The ggplot2 package for R offers a relatively easy way to make high-quality graphics. This tutorial will show you how to make a basic scatterplot, histogram, bar chart, and box plot. Then it will revisit each type of chart to explain some advanced features you can use with each. Finally, it will illustrate “faceting,” which involves producing two or more charts of the same type for different variables in a way that makes comparing the variables easier.
We’ll need some data to work with. This code will retrieve some
county-level 2022 American Community Survey for Tennessee, store the
file on your computer, and open the file in your R workspace as a data
frame called mydata
. There’s also some code that creates a
few categorical variables that will prove useful for showing some of
ggplot2’s advanced features.
# Read the data from the web
FetchedData <-
read.csv("https://drkblake.com/wp-content/uploads/2023/11/DataWrangling.csv")
# Save the data on your computer
write.csv(FetchedData, "DataWrangling.csv", row.names = FALSE)
# remove the data from the environment
rm (FetchedData)
# Installing required packages
if (!require("tidyverse"))
install.packages("tidyverse")
library(tidyverse)
# Read the data
mydata <- read.csv("DataWrangling.csv")
# Create a continuous "Density" variable measuring
# households per square mile, then a two-level and
# a three-level categorical version
mydata <- mydata %>%
mutate(Density = Households / Land_area) %>%
mutate(Density_2 = cut_number(Density, n = 2)) %>% mutate(Density_3 = cut_number(Density, n = 3))
mydata <- mydata %>%
mutate(
Density_2 = case_when(
Density_2 == "[7.35,28.6]" ~ "Low density",
Density_2 == "(28.6,583]" ~ "High density",
.default = "Error"
)
)
mydata <- mydata %>%
mutate(
Density_3 = case_when(
Density_3 == "[7.35,21]" ~ "Low density",
Density_3 == "(21,40.4]" ~ "Intermediate density",
Density_3 == "(40.4,583]" ~ "High density",
.default = "Error"
)
)
# Re-save the data on your computer
write.csv(mydata, "DataWrangling.csv", row.names = FALSE)
Here is a list of the variables in the data frame, with a quick description of each.

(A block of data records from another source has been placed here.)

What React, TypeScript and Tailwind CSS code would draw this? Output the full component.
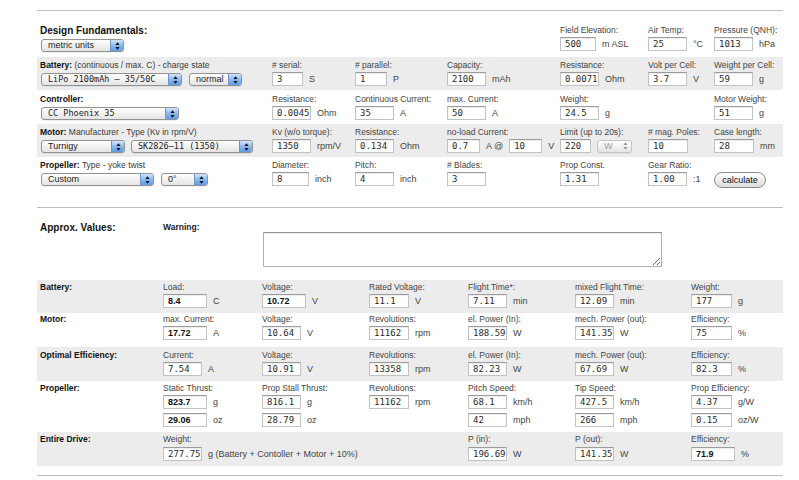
import clsx from "clsx";
import type { ReactNode } from "react";

const sans = "font-['Liberation_Sans',Arial,sans-serif]";

const Inp = ({ v, w = "w-[39px]", bold }: { v: string; w?: string; bold?: boolean }) => (
  <div
    className={clsx(
      "h-[14px] shrink-0 overflow-hidden whitespace-nowrap border border-[#c2c2c2] border-t-[#9c9c9c] bg-white pl-[4px] text-[9px] leading-[12px] shadow-[inset_0_1px_1px_rgba(0,0,0,0.08)]",
      bold
        ? "font-['Liberation_Sans',Arial,sans-serif] font-bold text-[#111]"
        : "font-['DejaVu_Sans_Mono',monospace] text-[#2a2a2a]",
      w
    )}
  >
    {v}
  </div>
);

const Arrows = ({ color }: { color: string }) => (
  <svg width="5" height="8" viewBox="0 0 5 8">
    <path d="M2.5 0.3 L4.6 3 L0.4 3 Z M0.4 5 L4.6 5 L2.5 7.7 Z" fill={color} />
  </svg>
);

const Sel = ({ v, w, mono, off }: { v: string; w: string; mono?: boolean; off?: boolean }) => (
  <div
    className={clsx(
      "flex h-[13px] shrink-0 overflow-hidden rounded-[3px] border bg-linear-to-b from-white to-[#e4e4e4] shadow-[0_1px_0_rgba(0,0,0,0.06)]",
      off ? "border-[#c4c4c4]" : "border-[#929292]",
      w
    )}
  >
    <span
      className={clsx(
        "flex-1 overflow-hidden whitespace-nowrap pl-[6px] leading-[11px]",
        mono ? "font-['DejaVu_Sans_Mono',monospace] text-[8.5px]" : "font-['Liberation_Sans',Arial,sans-serif] text-[9px]",
        off ? "text-[#9a9a9a]" : "text-[#1a1a1a]"
      )}
    >
      {v}
    </span>
    {off ? (
      <span className="flex w-[12px] items-center justify-center">
        <Arrows color="#9a9a9a" />
      </span>
    ) : (
      <span className="flex w-[13px] items-center justify-center border-l border-[#7396c8] bg-linear-to-b from-[#d3e4fa] via-[#8ab8ef] to-[#5e9be6]">
        <Arrows color="#111" />
      </span>
    )}
  </div>
);

const Unit = ({ children }: { children: ReactNode }) => (
  <span className="whitespace-nowrap text-[9px] leading-[12px] text-[#444]">{children}</span>
);

const F = ({ label, children, gap = "mt-[2px]" }: { label?: string; children?: ReactNode; gap?: string }) => (
  <div>
    <div className="h-[10px] whitespace-nowrap text-[8.5px] leading-[10px] text-[#444]">{label}</div>
    <div className={clsx("flex items-center gap-[6px]", gap)}>{children}</div>
  </div>
);

const Title = ({ b, rest }: { b: string; rest?: string }) => (
  <div className="h-[10px] whitespace-nowrap text-[8.5px] leading-[10px] text-[#3a3a3a]">
    <span className="font-bold text-[#111]">{b}</span>
    {rest}
  </div>
);

const g1 = "grid grid-cols-[232px_83px_92px_113px_88px_66px_1fr] pl-[3px]";
const g2 = "grid grid-cols-[123px_99px_107px_99px_107px_116px_1fr] pl-[3px]";

export default function App() {
  return (
    <div className={clsx("h-[480px] w-[799px] overflow-hidden bg-white", sans)}>
      <div className="ml-[37px] w-[746px]">
        <div className="mt-[10px] h-px bg-[#bdbdbd]" />

        {/* design fundamentals */}
        <div className={clsx(g1, "h-[46px] pt-[14px]")}>
          <div>
            <div className="text-[10px] font-bold leading-[12px] text-[#111]">Design Fundamentals:</div>
            <div className="mt-[2px] ml-[1px]">
              <Sel v="metric units" w="w-[83px]" />
            </div>
          </div>
          <div />
          <div />
          <div />
          <F label="Field Elevation:">
            <Inp v="500" w="w-[36px]" />
            <Unit>m ASL</Unit>
          </F>
          <F label="Air Temp:">
            <Inp v="25" />
            <Unit>°C</Unit>
          </F>
          <F label="Pressure (QNH):">
            <Inp v="1013" />
            <Unit>hPa</Unit>
          </F>
        </div>

        <div className={clsx(g1, "h-[33px] bg-[#ececec] pt-[3px]")}>
          <div>
            <Title b="Battery:" rest=" (continuous / max. C) - charge state" />
            <div className="mt-[3px] ml-[1px] flex gap-[7px]">
              <Sel v="LiPo 2100mAh – 35/50C" w="w-[141px]" mono />
              <Sel v="normal" w="w-[53px]" />
            </div>
          </div>
          <F label="# serial:">
            <Inp v="3" w="w-[31px]" />
            <Unit>S</Unit>
          </F>
          <F label="# parallel:">
            <Inp v="1" w="w-[32px]" />
            <Unit>P</Unit>
          </F>
          <F label="Capacity:">
            <Inp v="2100" />
            <Unit>mAh</Unit>
          </F>
          <F label="Resistance:">
            <Inp v="0.0071" />
            <Unit>Ohm</Unit>
          </F>
          <F label="Volt per Cell:">
            <Inp v="3.7" />
            <Unit>V</Unit>
          </F>
          <F label="Weight per Cell:">
            <Inp v="59" />
            <Unit>g</Unit>
          </F>
        </div>

        <div className={clsx(g1, "h-[34px] pt-[4px]")}>
          <div>
            <Title b="Controller:" />
            <div className="mt-[3px] ml-[1px] flex">
              <Sel v="CC Phoenix 35" w="w-[138px]" mono />
            </div>
          </div>
          <F label="Resistance:">
            <Inp v="0.0045" />
            <Unit>Ohm</Unit>
          </F>
          <F label="Continuous Current:">
            <Inp v="35" />
            <Unit>A</Unit>
          </F>
          <F label="max. Current:">
            <Inp v="50" />
            <Unit>A</Unit>
          </F>
          <F label="Weight:">
            <Inp v="24.5" />
            <Unit>g</Unit>
          </F>
          <div />
          <F label="Motor Weight:">
            <Inp v="51" />
            <Unit>g</Unit>
          </F>
        </div>

        <div className={clsx(g1, "h-[33px] bg-[#ececec] pt-[3px]")}>
          <div>
            <Title b="Motor:" rest=" Manufacturer - Type (Kv in rpm/V)" />
            <div className="mt-[3px] ml-[1px] flex gap-[6px]">
              <Sel v="Turnigy" w="w-[84px]" />
              <Sel v="SK2826–11 (1350)" w="w-[122px]" mono />
            </div>
          </div>
          <F label="Kv (w/o torque):">
            <Inp v="1350" />
            <Unit>rpm/V</Unit>
          </F>
          <F label="Resistance:">
            <Inp v="0.134" />
            <Unit>Ohm</Unit>
          </F>
          <F label="no-load Current:">
            <Inp v="0.7" w="w-[33px]" />
            <Unit>A @</Unit>
            <Inp v="10" w="w-[33px]" />
            <Unit>V</Unit>
          </F>
          <F label="Limit (up to 20s):">
            <Inp v="220" w="w-[31px]" />
            <Sel v="W" w="w-[35px]" off />
          </F>
          <F label="# mag. Poles:">
            <Inp v="10" w="w-[40px]" />
          </F>
          <F label="Case length:">
            <Inp v="28" w="w-[40px]" />
            <Unit>mm</Unit>
          </F>
        </div>

        <div className={clsx(g1, "h-[33px] pt-[3px]")}>
          <div>
            <Title b="Propeller:" rest=" Type - yoke twist" />
            <div className="mt-[3px] ml-[1px] flex gap-[7px]">
              <Sel v="Custom" w="w-[113px]" />
              <Sel v="0°" w="w-[47px]" />
            </div>
          </div>
          <F label="Diameter:">
            <Inp v="8" w="w-[37px]" />
            <Unit>inch</Unit>
          </F>
          <F label="Pitch:">
            <Inp v="4" />
            <Unit>inch</Unit>
          </F>
          <F label="# Blades:">
            <Inp v="3" />
          </F>
          <F label="Prop Const.">
            <Inp v="1.31" />
          </F>
          <F label="Gear Ratio:">
            <Inp v="1.00" />
            <Unit>:1</Unit>
          </F>
          <F>
            <button className="h-[16px] w-[52px] rounded-full border border-[#8a8a8a] bg-linear-to-b from-white to-[#dedede] text-[9px] leading-[13px] text-[#111]">
              calculate
            </button>
          </F>
        </div>

        <div className="mt-[17px] h-px bg-[#bdbdbd]" />

        {/* approx values */}
        <div className="grid h-[72px] grid-cols-[123px_99px_1fr] pl-[3px] pt-[14px]">
          <div className="text-[10px] font-bold leading-[12px] text-[#111]">Approx. Values:</div>
          <div className="text-[8.5px] font-bold leading-[10px] text-[#222]">Warning:</div>
          <div className="pt-[10px]">
            <textarea
              readOnly
              className="ml-[1px] block h-[35px] w-[399px] border border-[#b0b0b0] border-t-[#909090] bg-white shadow-[inset_0_1px_1px_rgba(0,0,0,0.08)] outline-none"
            />
          </div>
        </div>

        <div className={clsx(g2, "h-[33px] bg-[#ececec] pt-[2px]")}>
          <Title b="Battery:" />
          <F label="Load:">
            <Inp v="8.4" w="w-[44px]" bold />
            <Unit>C</Unit>
          </F>
          <F label="Voltage:">
            <Inp v="10.72" w="w-[44px]" bold />
            <Unit>V</Unit>
          </F>
          <F label="Rated Voltage:">
            <Inp v="11.1" w="w-[40px]" />
            <Unit>V</Unit>
          </F>
          <F label="Flight Time*:">
            <Inp v="7.11" />
            <Unit>min</Unit>
          </F>
          <F label="mixed Flight Time:">
            <Inp v="12.09" />
            <Unit>min</Unit>
          </F>
          <F label="Weight:">
            <Inp v="177" w="w-[41px]" />
            <Unit>g</Unit>
          </F>
        </div>

        <div className={clsx(g2, "h-[34px] pt-[1px]")}>
          <Title b="Motor:" />
          <F label="max. Current:">
            <Inp v="17.72" w="w-[44px]" bold />
            <Unit>A</Unit>
          </F>
          <F label="Voltage:">
            <Inp v="10.64" />
            <Unit>V</Unit>
          </F>
          <F label="Revolutions:">
            <Inp v="11162" w="w-[40px]" />
            <Unit>rpm</Unit>
          </F>
          <F label="el. Power (In):">
            <Inp v="188.59" />
            <Unit>W</Unit>
          </F>
          <F label="mech. Power (out):">
            <Inp v="141.35" />
            <Unit>W</Unit>
          </F>
          <F label="Efficiency:">
            <Inp v="75" w="w-[41px]" />
            <Unit>%</Unit>
          </F>
        </div>

        <div className={clsx(g2, "h-[34px] bg-[#ececec] pt-[3px]")}>
          <Title b="Optimal Efficiency:" />
          <F label="Current:">
            <Inp v="7.54" />
            <Unit>A</Unit>
          </F>
          <F label="Voltage:">
            <Inp v="10.91" />
            <Unit>V</Unit>
          </F>
          <F label="Revolutions:">
            <Inp v="13358" w="w-[40px]" />
            <Unit>rpm</Unit>
          </F>
          <F label="el. Power (In):">
            <Inp v="82.23" />
            <Unit>W</Unit>
          </F>
          <F label="mech. Power (out):">
            <Inp v="67.69" />
            <Unit>W</Unit>
          </F>
          <F label="Efficiency:">
            <Inp v="82.3" w="w-[41px]" />
            <Unit>%</Unit>
          </F>
        </div>

        <div className={clsx(g2, "h-[51px] pt-[2px]")}>
          <Title b="Propeller:" />
          <div>
            <F label="Static Thrust:">
              <Inp v="823.7" w="w-[44px]" bold />
              <Unit>g</Unit>
            </F>
            <div className="mt-[4px] flex items-center gap-[6px]">
              <Inp v="29.06" w="w-[44px]" bold />
              <Unit>oz</Unit>
            </div>
          </div>
          <div>
            <F label="Prop Stall Thrust:">
              <Inp v="816.1" />
              <Unit>g</Unit>
            </F>
            <div className="mt-[4px] flex items-center gap-[6px]">
              <Inp v="28.79" />
              <Unit>oz</Unit>
            </div>
          </div>
          <F label="Revolutions:">
            <Inp v="11162" w="w-[40px]" />
            <Unit>rpm</Unit>
          </F>
          <div>
            <F label="Pitch Speed:">
              <Inp v="68.1" />
              <Unit>km/h</Unit>
            </F>
            <div className="mt-[4px] flex items-center gap-[6px]">
              <Inp v="42" />
              <Unit>mph</Unit>
            </div>
          </div>
          <div>
            <F label="Tip Speed:">
              <Inp v="427.5" />
              <Unit>km/h</Unit>
            </F>
            <div className="mt-[4px] flex items-center gap-[6px]">
              <Inp v="266" />
              <Unit>mph</Unit>
            </div>
          </div>
          <div>
            <F label="Prop Efficiency:">
              <Inp v="4.37" w="w-[41px]" />
              <Unit>g/W</Unit>
            </F>
            <div className="mt-[4px] flex items-center gap-[6px]">
              <Inp v="0.15" w="w-[41px]" />
              <Unit>oz/W</Unit>
            </div>
          </div>
        </div>

        <div className={clsx(g2, "h-[34px] bg-[#ececec] pt-[2px]")}>
          <Title b="Entire Drive:" />
          <F label="Weight:" gap="mt-[3px]">
            <Inp v="277.75" />
            <Unit>g (Battery + Contoller + Motor + 10%)</Unit>
          </F>
          <div />
          <div />
          <F label="P (in):" gap="mt-[3px]">
            <Inp v="196.69" />
            <Unit>W</Unit>
          </F>
          <F label="P (out):" gap="mt-[3px]">
            <Inp v="141.35" />
            <Unit>W</Unit>
          </F>
          <F label="Efficiency:" gap="mt-[3px]">
            <Inp v="71.9" w="w-[44px]" bold />
            <Unit>%</Unit>
          </F>
        </div>

        <div className="mt-[9px] h-px bg-[#bdbdbd]" />
      </div>
    </div>
  );
}
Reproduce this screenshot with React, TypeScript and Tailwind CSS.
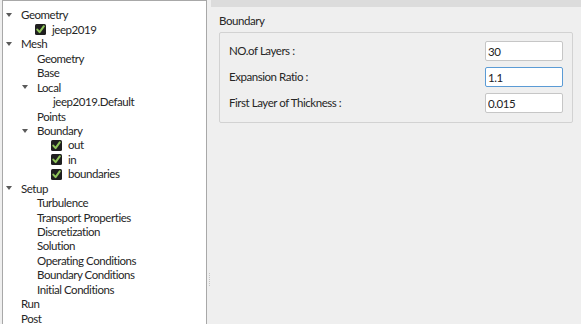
import React from "react";

type Row = {
  label: string;
  level: number;
  arrow?: boolean;
  checked?: boolean;
};

const rows: Row[] = [
  { label: "Geometry", level: 0, arrow: true },
  { label: "jeep2019", level: 1, checked: true },
  { label: "Mesh", level: 0, arrow: true },
  { label: "Geometry", level: 1 },
  { label: "Base", level: 1 },
  { label: "Local", level: 1, arrow: true },
  { label: "jeep2019.Default", level: 2 },
  { label: "Points", level: 1 },
  { label: "Boundary", level: 1, arrow: true },
  { label: "out", level: 2, checked: true },
  { label: "in", level: 2, checked: true },
  { label: "boundaries", level: 2, checked: true },
  { label: "Setup", level: 0, arrow: true },
  { label: "Turbulence", level: 1 },
  { label: "Transport Properties", level: 1 },
  { label: "Discretization", level: 1 },
  { label: "Solution", level: 1 },
  { label: "Operating Conditions", level: 1 },
  { label: "Boundary Conditions", level: 1 },
  { label: "Initial Conditions", level: 1 },
  { label: "Run", level: 0 },
  { label: "Post", level: 0 },
];

const indent = ["w-0", "w-[16px]", "w-[32px]"];

function CheckIcon() {
  return (
    <svg width="11" height="11" viewBox="0 0 11 11" className="shrink-0">
      <rect x="0" y="0" width="11" height="11" rx="1.5" fill="#1f1f1f" />
      <path d="M2.3 5.6 L4.6 8.1 L8.9 2.2" fill="none" stroke="#8fc55a" strokeWidth="2" strokeLinecap="round" strokeLinejoin="round" />
    </svg>
  );
}

function Arrow() {
  return (
    <svg width="6" height="4" viewBox="0 0 6 4">
      <path d="M0 0 L6 0 L3 4 Z" fill="#5a5a5a" />
    </svg>
  );
}

function TreeRow({ row }: { row: Row }) {
  if (row.checked) {
    return (
      <div className="flex items-center h-[14.45px]">
        <div className={indent[row.level]} />
        <div className="w-[16px] shrink-0" />
        <CheckIcon />
        <span className="ml-[6px]">{row.label}</span>
      </div>
    );
  }
  return (
    <div className="flex items-center h-[14.45px]">
      <div className={indent[row.level]} />
      <div className="w-[18px] shrink-0 flex items-center pl-[3px]">{row.arrow && <Arrow />}</div>
      <span>{row.label}</span>
    </div>
  );
}

function Field({ label, value, focused }: { label: string; value: string; focused?: boolean }) {
  return (
    <div className="flex items-center justify-between h-[20px]">
      <span>{label}</span>
      <input
        readOnly
        value={value}
        className={
          focused
            ? "w-[78px] h-[20px] bg-white border border-[#5b9bd5] rounded-[2px] px-[2px] text-[#222] outline-none"
            : "w-[78px] h-[20px] bg-white border border-[#c6c6c6] rounded-[2px] px-[2px] text-[#222] outline-none"
        }
      />
    </div>
  );
}

export default function App() {
  return (
    <div
      className="w-[581px] h-[324px] bg-[#efefef] flex overflow-hidden text-[11.5px] tracking-[-0.45px] text-[#262626]"
      style={{ fontFamily: "Lato, 'Open Sans', sans-serif" }}
    >
      <div className="w-[207px] flex flex-col shrink-0">
        <div className="h-[7px] bg-[#dcdcdc]" />
        <div className="flex-1 ml-[2px] bg-white border-l border-r border-t border-[#a8a8a8] pt-[7px] leading-none">
          {rows.map((r, i) => (
            <TreeRow key={i} row={r} />
          ))}
        </div>
      </div>
      <div className="w-[4px] shrink-0 flex flex-col items-center">
        <div className="h-[7px] w-full" />
        <div className="flex-1" />
        <div className="flex flex-col gap-[1px] mb-[38px] ml-[1px]">
          <div className="w-[1px] h-[1px] bg-[#c4c4c4]" />
          <div className="w-[1px] h-[1px] bg-[#c4c4c4]" />
          <div className="w-[1px] h-[1px] bg-[#c4c4c4]" />
          <div className="w-[1px] h-[1px] bg-[#c4c4c4]" />
          <div className="w-[1px] h-[1px] bg-[#c4c4c4]" />
          <div className="w-[1px] h-[1px] bg-[#c4c4c4]" />
          <div className="w-[1px] h-[1px] bg-[#c4c4c4]" />
        </div>
      </div>
      <div className="flex-1 flex flex-col">
        <div className="h-[7px] bg-[#dcdcdc]" />
        <div className="pl-[8px] pr-[8px] pt-[8px]">
          <div className="leading-none h-[14px]">Boundary</div>
          <div className="mt-[3px] border border-[#d2d2d2] rounded-[2px] pt-[8px] pb-[9px] pl-[9px] pr-[9px] flex flex-col gap-[6px]">
            <Field label="NO.of Layers :" value="30" />
            <Field label="Expansion Ratio :" value="1.1" focused />
            <Field label="First Layer of Thickness :" value="0.015" />
          </div>
        </div>
      </div>
    </div>
  );
}
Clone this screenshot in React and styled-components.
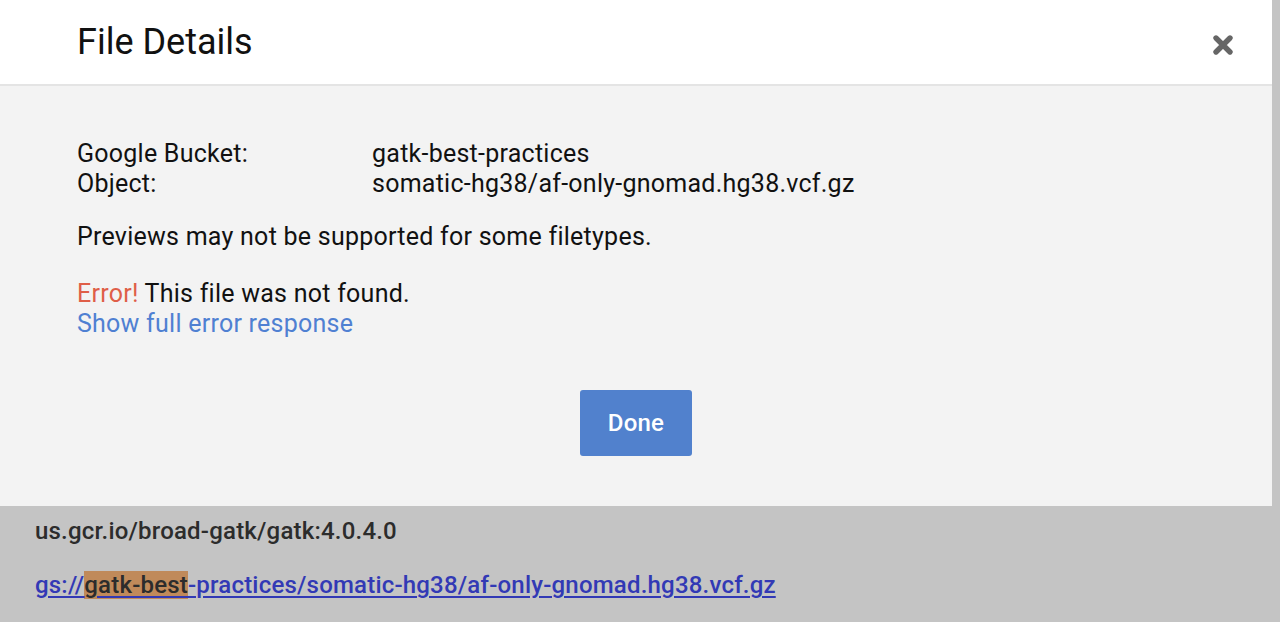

All data are county-level variables for Tennessee from the U.S. Census Bureau’s 2021 five-year American Community Survey.
County: The name of the county. “Anderson,” “Bedford,” “Benton,” etc. In all, there are 95 counties in the data frame.
Region: The Tennessee region in which the county is located. There are three regions: “West,” “Middle,” and “East.”
Med_HH_Income: Each county’s median household income.
Households: The number of households in each county.
Pct_BB: The percentage of households in each county that have broadband internet access.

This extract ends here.